No one listened. The procedures continued.
Long months later, my master waited for me at Catania’s central station. Signora Rosa had needed to leave me at the hospital during the last stages of my recovery and rehabilitation, and now I disembarked alone. Domenico turned my face this way and that, pleased to see me again. I was pleased to see him too, even if I remained a little resentful. The truth that I had to admit, however, was that my leg was healing very well. Though the long lines of scarring still caused pain, I was already walking more freely.
Don Domenico tipped my hat off my head and mussed my carefully brilliantined hair.
‘Look at you. That stride brings out your natural nobility. Don’t you think the boy “Sette” has finally gone?’
We were moving away from the main platform, each of us carrying a suitcase. They were stuffed full of good and fashionable clothes purchased for me by Rosa on his account. To my surprise, the don had go
t himself a motor vehicle. It was a dark green Fiat 501 Torpedo, top-down, more beautiful than a work of art in a museum. We put my bags into the back seats.
‘So what will we call you?’ Don Domenico cranked the 1460cc engine. ‘You’re reborn, so let’s make the process complete. Your profile’s always so Roman to me, like an emperor. No less than Caesar maybe. “Cesare”. Do you like it?’
He could give me any name. I didn’t care – I simply wanted to be someone new. Before I’d met this man I was nothing, now I wanted the new start he offered and I wanted the transition to be complete. Domenico opened the side door for me and as I climbed up he watched.
‘Hurts?’
‘I’ve been off the crutches for a month and the bandages have been off almost as long, but Doctor Vliegan gave me exercises —’
‘Don’t worry.’ My master nodded with rare impatience. ‘I know exactly what will help.’
What he had in mind was simple: long treks through quiet, undulating countryside. I saw these rolled in abundance from the small, private manor he now called home.
We arrived and there was no one around for tens of kilometres. The fields that surrounded this place were full of meadows and flowers. Nothing had been tamed by women or men. At his new house Domenico had no staff, no cook or gardener, no handyman or field hands. He had so completely given up his previous life that he might as well have given himself a new name. Instead of the past trappings of a padrone he now had a car, a truck with a smoking, rattling engine and a wooden tray, two horses, one of which was the half-Arabian mare, the other the Spanish hothead, a small number of pigs and goats, and several good cultivations of vegetables. There were also shaded groves of orange, lemon and olive trees, plus the manor itself – small by the standards of the previous Amati home, but, I thought, much more beautiful with its stucco rendering and red-tiled roof.

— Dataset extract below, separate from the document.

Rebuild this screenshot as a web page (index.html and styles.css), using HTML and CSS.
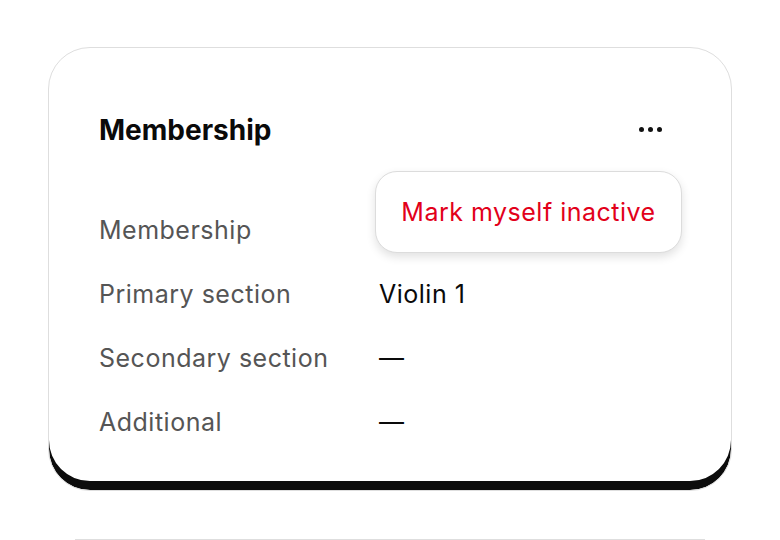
FILE: index.html
```html
<!DOCTYPE html>
<html>
<head>
<meta charset="utf-8">
<link rel="stylesheet" href="styles.css">
</head>
<body>
<div class="page">
  <section class="card">
    <header class="card-head">
      <h2 class="card-title">Membership</h2>
      <button class="more" aria-label="More"><span></span><span></span><span></span></button>
    </header>
    <dl class="rows">
      <div class="row"><dt>Membership</dt><dd></dd></div>
      <div class="row"><dt>Primary section</dt><dd>Violin 1</dd></div>
      <div class="row"><dt>Secondary section</dt><dd>—</dd></div>
      <div class="row"><dt>Additional</dt><dd>—</dd></div>
    </dl>
    <div class="menu">
      <button class="menu-item">Mark myself inactive</button>
    </div>
  </section>
  <div class="divider"></div>
</div>
</body>
</html>
```

FILE: styles.css
```css
* { box-sizing: border-box; }
html, body { margin: 0; padding: 0; background: #fff; }
body { font-family: Inter, "Noto Sans", sans-serif; color: #111; }
.page { padding: 47px 48px 0 48px; width: 780px; }
.card {
  position: relative;
  width: 684px;
  height: 444px;
  border: 1.5px solid #dedede;
  border-radius: 42px;
  box-shadow: inset 0 -9px 0 #0c0c0c;
  padding: 65px 50px 0 50px;
  background: #fff;
}
.card-head { display: flex; justify-content: space-between; align-items: center; height: 34px; }
.card-title { margin: 0; font-size: 28px; font-weight: 700; letter-spacing: 0; color: #0a0a0a; }
.more { display: flex; gap: 4px; background: none; border: 0; padding: 0; margin-right: 19px; margin-top: -2px; cursor: pointer; }
.more span { width: 5px; height: 5px; border-radius: 50%; background: #111; display: block; }
.rows { margin: 51px 0 0 0; }
.row { display: grid; grid-template-columns: 280px 1fr; height: 64px; align-items: center; }
.row dt { color: #555; font-size: 25px; letter-spacing: 0.5px; }
.row dd { margin: 0; font-size: 25px; color: #0a0a0a; letter-spacing: 0.5px; }
.menu {
  position: absolute;
  left: 326px;
  top: 123px;
  width: 307px;
  height: 82px;
  border: 1.5px solid #dcdcdc;
  border-radius: 22px;
  background: #fff;
  box-shadow: 0 4px 10px rgba(0,0,0,0.12);
  display: flex; align-items: center; justify-content: center;
}
.menu-item { background: none; border: 0; font-family: inherit; font-size: 25px; letter-spacing: 0.5px; color: #e2001a; padding: 0; cursor: pointer; }
.divider { margin: 48px 27px 0 27px; height: 1.5px; background: #dedede; }
```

It contained a single fireplace and chimney, and rooms with pleasing dimensions: none was monstrously large, none was too small. Two cool bedrooms and a nice-sized kitchen. The heart of the place was a study that had been fashioned by removing walls from a previous dining room and library. This was the don’s sanctuary, a large and comfortable room lined with shelves of books and furnished with deep armchairs and an overstuffed couch. Its rugs and sideboard, the upright piano moved in from the Amati mansion, and most especially the overcrowded writing desk and comfortable chair gave my master an obvious satisfaction. It was the sort of sensual pleasure that I imagined other men took in lovemaking and drink – but Don Domenico experienced it most strongly when he was in here, alone. Something told me that if I ever had the chance, this aspect of his life might be one I’d like to emulate.